Ada yang salah. Belajar dari kesalahan. Tidak ada manusia yang tidak pernah buat salah. Manusia tidak sempurna. Dalam hal apa saja, manusia tetap buat kesalahan. Sampai dalam urusan agama pun manusia buat kesalahan. Makanya manusia harus sadar bahwa ia sudah dan sedang buat salah. Itu yang harus disadari dan perbaiki kesalahan itu. Untuk itu harus lihat dan sadar bahwa ada yang salah. Dalam sistem pemilihan umum di Indonesia sekarang ini ada begitu banyak keluh-kesah tentang berbagai hal. Tentang partai, tentang perangkat pemerintah yang urus pemilu, tentang calon, tentang uang, tentang cara. Banyak. Pemilu tidak disambut dengan gembira tetapi dengan kecemasan. Contoh konkrit, di tingkat Provinsi tertentu, ada daerah pemilihan (dapil) yang mempunyai jatah tujuh kursi di DPR-D Provinsi. Tujuh belas partai masing-masing mencalonkan tujuh orang. Maka jumlah calon, 17 x 7 = 119 calon. Mereka 119 orang memperebutkan 7 kursi. Maka siap-siaplah 119-7 = 112 orang mengelus dada sesudah hari pemilu karena tidak dapat kursi. Padahal proses pencalonan, sosialisasi, kampanye, baliho, temu-muka sudah menelan puluhan malah ratusan juta rupiah. Tragis.

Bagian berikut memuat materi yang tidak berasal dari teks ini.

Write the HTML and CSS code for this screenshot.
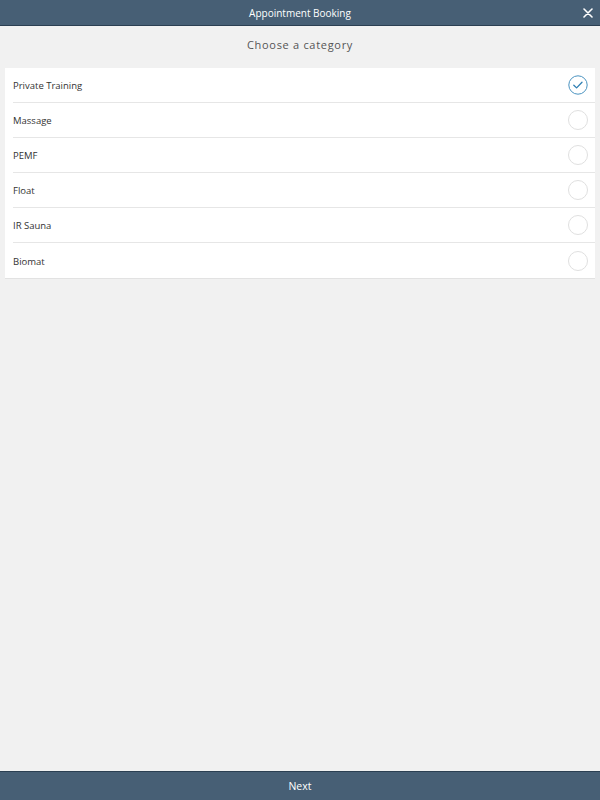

Ada yang salah. Salah di mana? Apa yang salah? Siapa yang salah? Tiga pertanyaan. Saya coba jawab mulai dari pribadi manusia. Alat yang saya pakai, Kwadran Bele, 4N. NAFSU untuk raih kursi terlalu besar. Kurang pakai NALAR. NALURI dipangkas. NURANI diberangus. Oleh diri sendiri. Salah di mana? Di sini, sistem. Perekrutan oleh Partai. Calon loyal pada Partai. NALAR kurang dipakai dalam arti paksa diri untuk ikuti kehendak orang-orang tertentu di Partai sehingga kerdilkan diri dengan abaikan pengetahuan dan pengalaman yang baik untuk diri dan masyarakat lalu dikorbankan untuk memuaskan kehendak Partai dalam diri orang-orang petinggi Partai. NALURI dikerdilkan dengan persempit pengaruh terbatas pada sesama anggota Partai dan para donatur Partai. NURANI dikesampingkan dengan pemaafan diri bahwa ini urusan politik, tidak perlu libatkan TUHAN. (4N, Kwadran Bele, 2011).
Ada yang salah. Jadi salah pokok dan pokok salah di Partai. Desa pun mulai dibelah-pisah berdasarkan Partai. Lebih ngeri lagi, keluarga saja diporak-porandakan berdasarkan Partai. Suami, Isteri, Anak-anak, bisa saja tidak se-Partai. Runyam.
Ada yang salah. Partai itu wadah, organisasi, kumpulan manusia. Kita manusia yang buat. Jadi? Kita yang salah. Kita memberangus diri dalam Partai. Pilih Kepala Daerah Kabupaten, Kota, Provinsi berdasarkan Partai. Pilih Presiden, Wakil Presiden, Anggota DPR-D, mulai dari Kabupaten, Kota, Provinsi sampai Pusat, lewat Partai. Kita jadikan diri robot dalam Partai.
Ada yang salah. Siapa yang harus perbaiki? Kita semua. Pertama, sadar dulu bahwa ada salah. Kedua, cari jalan keluar. Ketiga, laksanakan. Kembali, setiap kita, sadar untuk: kendalikan NAFSU, cerahkan NALAR, arahkan NALUJRI, murnikan NURANI. TUHAN mau yang itu.